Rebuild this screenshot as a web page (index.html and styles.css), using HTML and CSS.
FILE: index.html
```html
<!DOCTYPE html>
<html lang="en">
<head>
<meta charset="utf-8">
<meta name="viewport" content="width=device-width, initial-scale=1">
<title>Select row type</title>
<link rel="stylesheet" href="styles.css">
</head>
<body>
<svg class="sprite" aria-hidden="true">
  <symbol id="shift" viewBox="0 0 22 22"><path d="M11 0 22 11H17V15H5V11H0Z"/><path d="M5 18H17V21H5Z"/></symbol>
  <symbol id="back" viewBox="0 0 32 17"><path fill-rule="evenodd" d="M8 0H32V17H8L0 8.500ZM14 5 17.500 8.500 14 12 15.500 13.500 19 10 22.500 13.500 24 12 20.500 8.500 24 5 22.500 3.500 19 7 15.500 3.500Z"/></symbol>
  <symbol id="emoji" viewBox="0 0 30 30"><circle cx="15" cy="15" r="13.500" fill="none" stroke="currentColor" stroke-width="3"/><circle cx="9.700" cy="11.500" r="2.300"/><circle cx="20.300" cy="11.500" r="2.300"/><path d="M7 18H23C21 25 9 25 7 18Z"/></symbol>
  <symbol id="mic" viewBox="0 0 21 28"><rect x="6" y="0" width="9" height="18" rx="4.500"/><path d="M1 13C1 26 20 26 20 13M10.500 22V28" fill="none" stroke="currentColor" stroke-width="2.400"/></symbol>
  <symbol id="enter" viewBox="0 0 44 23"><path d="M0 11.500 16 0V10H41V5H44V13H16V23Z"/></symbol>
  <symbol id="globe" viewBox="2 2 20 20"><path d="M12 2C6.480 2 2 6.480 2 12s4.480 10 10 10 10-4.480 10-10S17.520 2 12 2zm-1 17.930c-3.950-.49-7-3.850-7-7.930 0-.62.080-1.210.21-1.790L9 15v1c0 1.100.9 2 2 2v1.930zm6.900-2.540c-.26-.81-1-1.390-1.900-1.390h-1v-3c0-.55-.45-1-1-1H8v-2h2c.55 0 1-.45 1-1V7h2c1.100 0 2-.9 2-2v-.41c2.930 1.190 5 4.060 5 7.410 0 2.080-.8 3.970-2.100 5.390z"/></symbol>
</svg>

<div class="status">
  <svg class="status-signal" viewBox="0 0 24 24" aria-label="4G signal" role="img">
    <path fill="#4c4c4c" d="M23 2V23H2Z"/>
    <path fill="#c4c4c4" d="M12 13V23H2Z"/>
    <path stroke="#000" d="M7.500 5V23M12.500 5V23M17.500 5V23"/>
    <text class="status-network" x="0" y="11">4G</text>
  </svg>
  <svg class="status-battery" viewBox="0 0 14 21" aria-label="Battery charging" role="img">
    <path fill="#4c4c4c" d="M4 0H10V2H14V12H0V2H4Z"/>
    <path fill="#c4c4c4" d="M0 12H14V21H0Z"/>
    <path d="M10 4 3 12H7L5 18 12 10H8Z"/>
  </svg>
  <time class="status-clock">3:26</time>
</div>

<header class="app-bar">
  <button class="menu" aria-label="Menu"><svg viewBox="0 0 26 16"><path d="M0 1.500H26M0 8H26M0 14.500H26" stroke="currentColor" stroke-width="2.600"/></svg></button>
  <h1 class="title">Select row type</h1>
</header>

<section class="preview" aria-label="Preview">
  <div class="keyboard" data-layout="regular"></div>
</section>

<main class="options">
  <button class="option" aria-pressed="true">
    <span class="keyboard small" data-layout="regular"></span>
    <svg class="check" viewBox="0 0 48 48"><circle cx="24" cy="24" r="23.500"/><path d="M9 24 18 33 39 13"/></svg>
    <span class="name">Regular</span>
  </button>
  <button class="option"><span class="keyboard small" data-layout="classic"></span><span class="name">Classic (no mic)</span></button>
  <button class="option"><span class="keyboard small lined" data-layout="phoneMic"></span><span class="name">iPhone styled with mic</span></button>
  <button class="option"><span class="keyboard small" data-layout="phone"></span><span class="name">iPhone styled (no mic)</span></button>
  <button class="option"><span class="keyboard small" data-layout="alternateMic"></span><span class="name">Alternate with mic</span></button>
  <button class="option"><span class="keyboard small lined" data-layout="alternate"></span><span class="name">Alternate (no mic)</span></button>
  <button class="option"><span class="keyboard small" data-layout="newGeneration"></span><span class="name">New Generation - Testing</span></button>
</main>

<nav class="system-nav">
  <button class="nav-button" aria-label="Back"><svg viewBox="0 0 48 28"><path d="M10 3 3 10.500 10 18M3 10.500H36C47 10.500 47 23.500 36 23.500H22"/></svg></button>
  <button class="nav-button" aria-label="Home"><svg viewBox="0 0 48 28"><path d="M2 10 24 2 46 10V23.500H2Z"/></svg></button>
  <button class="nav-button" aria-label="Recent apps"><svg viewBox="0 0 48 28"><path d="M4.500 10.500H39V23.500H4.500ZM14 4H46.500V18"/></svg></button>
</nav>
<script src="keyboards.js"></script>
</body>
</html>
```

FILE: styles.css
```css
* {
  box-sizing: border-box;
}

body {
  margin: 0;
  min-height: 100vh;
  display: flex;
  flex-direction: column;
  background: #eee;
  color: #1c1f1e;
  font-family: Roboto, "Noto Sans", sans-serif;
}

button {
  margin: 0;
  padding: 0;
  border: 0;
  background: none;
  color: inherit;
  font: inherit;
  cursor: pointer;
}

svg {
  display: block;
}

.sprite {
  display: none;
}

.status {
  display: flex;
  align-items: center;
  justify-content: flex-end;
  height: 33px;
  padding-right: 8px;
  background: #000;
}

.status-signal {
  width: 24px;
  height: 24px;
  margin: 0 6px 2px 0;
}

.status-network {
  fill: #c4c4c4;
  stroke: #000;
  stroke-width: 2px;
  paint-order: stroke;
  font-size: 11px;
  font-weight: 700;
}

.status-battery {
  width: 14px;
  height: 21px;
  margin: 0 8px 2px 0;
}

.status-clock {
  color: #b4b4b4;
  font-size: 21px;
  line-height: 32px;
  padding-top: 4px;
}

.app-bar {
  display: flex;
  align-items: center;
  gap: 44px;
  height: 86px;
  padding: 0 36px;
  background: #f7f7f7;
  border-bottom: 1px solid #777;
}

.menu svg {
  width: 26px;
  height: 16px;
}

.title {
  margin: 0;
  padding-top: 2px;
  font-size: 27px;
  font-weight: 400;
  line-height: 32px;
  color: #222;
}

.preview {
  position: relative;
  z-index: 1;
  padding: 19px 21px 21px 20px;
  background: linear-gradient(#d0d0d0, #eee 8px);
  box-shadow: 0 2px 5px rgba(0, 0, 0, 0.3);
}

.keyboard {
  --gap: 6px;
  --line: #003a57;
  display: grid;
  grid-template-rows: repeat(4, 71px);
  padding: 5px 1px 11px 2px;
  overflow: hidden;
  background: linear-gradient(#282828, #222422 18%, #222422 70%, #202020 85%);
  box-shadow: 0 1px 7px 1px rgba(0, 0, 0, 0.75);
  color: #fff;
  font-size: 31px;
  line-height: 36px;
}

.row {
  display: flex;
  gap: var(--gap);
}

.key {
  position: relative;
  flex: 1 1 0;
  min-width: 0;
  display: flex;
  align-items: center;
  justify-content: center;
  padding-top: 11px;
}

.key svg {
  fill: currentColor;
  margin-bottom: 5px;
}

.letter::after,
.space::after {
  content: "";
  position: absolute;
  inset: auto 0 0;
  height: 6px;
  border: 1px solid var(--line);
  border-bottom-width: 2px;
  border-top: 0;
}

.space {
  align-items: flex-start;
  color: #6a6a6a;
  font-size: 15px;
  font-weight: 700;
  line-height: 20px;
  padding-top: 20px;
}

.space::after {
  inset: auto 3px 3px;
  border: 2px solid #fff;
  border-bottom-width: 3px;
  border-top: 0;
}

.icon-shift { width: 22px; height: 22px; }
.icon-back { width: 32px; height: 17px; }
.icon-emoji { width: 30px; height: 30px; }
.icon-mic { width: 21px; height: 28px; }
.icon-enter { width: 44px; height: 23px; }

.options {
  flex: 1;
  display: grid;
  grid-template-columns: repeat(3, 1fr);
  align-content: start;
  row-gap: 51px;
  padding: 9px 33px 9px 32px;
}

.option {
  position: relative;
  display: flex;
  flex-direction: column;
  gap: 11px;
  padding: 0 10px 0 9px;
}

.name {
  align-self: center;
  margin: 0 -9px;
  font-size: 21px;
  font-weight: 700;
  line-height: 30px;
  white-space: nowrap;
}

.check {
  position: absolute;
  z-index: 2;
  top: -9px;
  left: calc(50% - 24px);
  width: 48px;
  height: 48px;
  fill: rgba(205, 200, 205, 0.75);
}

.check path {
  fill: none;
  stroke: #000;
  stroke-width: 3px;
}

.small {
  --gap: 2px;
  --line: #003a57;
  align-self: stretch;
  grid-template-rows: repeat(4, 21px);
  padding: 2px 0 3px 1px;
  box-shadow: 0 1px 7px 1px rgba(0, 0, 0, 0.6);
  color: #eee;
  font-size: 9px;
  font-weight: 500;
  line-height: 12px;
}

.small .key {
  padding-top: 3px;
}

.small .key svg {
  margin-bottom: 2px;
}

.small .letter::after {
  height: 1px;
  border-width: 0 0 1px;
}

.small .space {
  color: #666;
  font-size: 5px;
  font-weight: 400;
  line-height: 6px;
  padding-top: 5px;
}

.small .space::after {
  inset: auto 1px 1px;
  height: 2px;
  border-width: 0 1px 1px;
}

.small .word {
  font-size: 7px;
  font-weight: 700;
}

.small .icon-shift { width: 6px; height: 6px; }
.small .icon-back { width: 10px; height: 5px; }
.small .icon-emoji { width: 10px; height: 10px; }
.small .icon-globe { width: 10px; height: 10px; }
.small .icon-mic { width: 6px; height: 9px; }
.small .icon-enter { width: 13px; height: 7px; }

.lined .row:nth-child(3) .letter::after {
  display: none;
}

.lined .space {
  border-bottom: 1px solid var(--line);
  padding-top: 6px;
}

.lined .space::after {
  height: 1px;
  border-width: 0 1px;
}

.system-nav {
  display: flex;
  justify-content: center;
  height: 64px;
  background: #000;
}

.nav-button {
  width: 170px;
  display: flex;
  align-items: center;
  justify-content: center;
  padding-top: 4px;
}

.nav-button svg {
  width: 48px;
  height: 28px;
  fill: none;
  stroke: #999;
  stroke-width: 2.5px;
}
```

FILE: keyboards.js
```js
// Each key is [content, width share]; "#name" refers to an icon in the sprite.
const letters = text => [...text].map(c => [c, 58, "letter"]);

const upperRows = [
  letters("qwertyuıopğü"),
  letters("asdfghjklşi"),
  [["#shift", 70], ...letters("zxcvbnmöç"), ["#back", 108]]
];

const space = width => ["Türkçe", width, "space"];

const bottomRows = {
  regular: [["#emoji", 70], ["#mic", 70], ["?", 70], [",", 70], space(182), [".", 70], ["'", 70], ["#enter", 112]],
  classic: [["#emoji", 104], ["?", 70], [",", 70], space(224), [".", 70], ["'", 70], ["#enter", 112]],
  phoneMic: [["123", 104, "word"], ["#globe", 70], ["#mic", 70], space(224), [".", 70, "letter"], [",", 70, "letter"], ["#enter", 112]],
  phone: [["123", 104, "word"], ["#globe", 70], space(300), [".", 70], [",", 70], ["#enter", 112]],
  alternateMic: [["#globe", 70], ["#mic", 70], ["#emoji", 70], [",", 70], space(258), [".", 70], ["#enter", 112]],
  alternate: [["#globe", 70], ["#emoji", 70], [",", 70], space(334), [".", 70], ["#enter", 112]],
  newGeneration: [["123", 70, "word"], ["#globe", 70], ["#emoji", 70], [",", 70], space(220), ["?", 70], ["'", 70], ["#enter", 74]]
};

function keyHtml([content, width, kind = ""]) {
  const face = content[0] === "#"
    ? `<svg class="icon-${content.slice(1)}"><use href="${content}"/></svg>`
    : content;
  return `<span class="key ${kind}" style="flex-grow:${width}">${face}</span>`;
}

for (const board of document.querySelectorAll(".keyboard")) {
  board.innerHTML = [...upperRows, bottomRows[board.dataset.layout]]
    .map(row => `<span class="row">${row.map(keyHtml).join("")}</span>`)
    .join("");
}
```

★ ★ ★ ★ ★

* Written problem
Your task is to pick out every line with the string "styles" and copy it.

* Answer
Rebuild this screenshot as a web page (index.html and styles.css), using HTML and CSS.
<link rel="stylesheet" href="styles.css">
FILE: styles.css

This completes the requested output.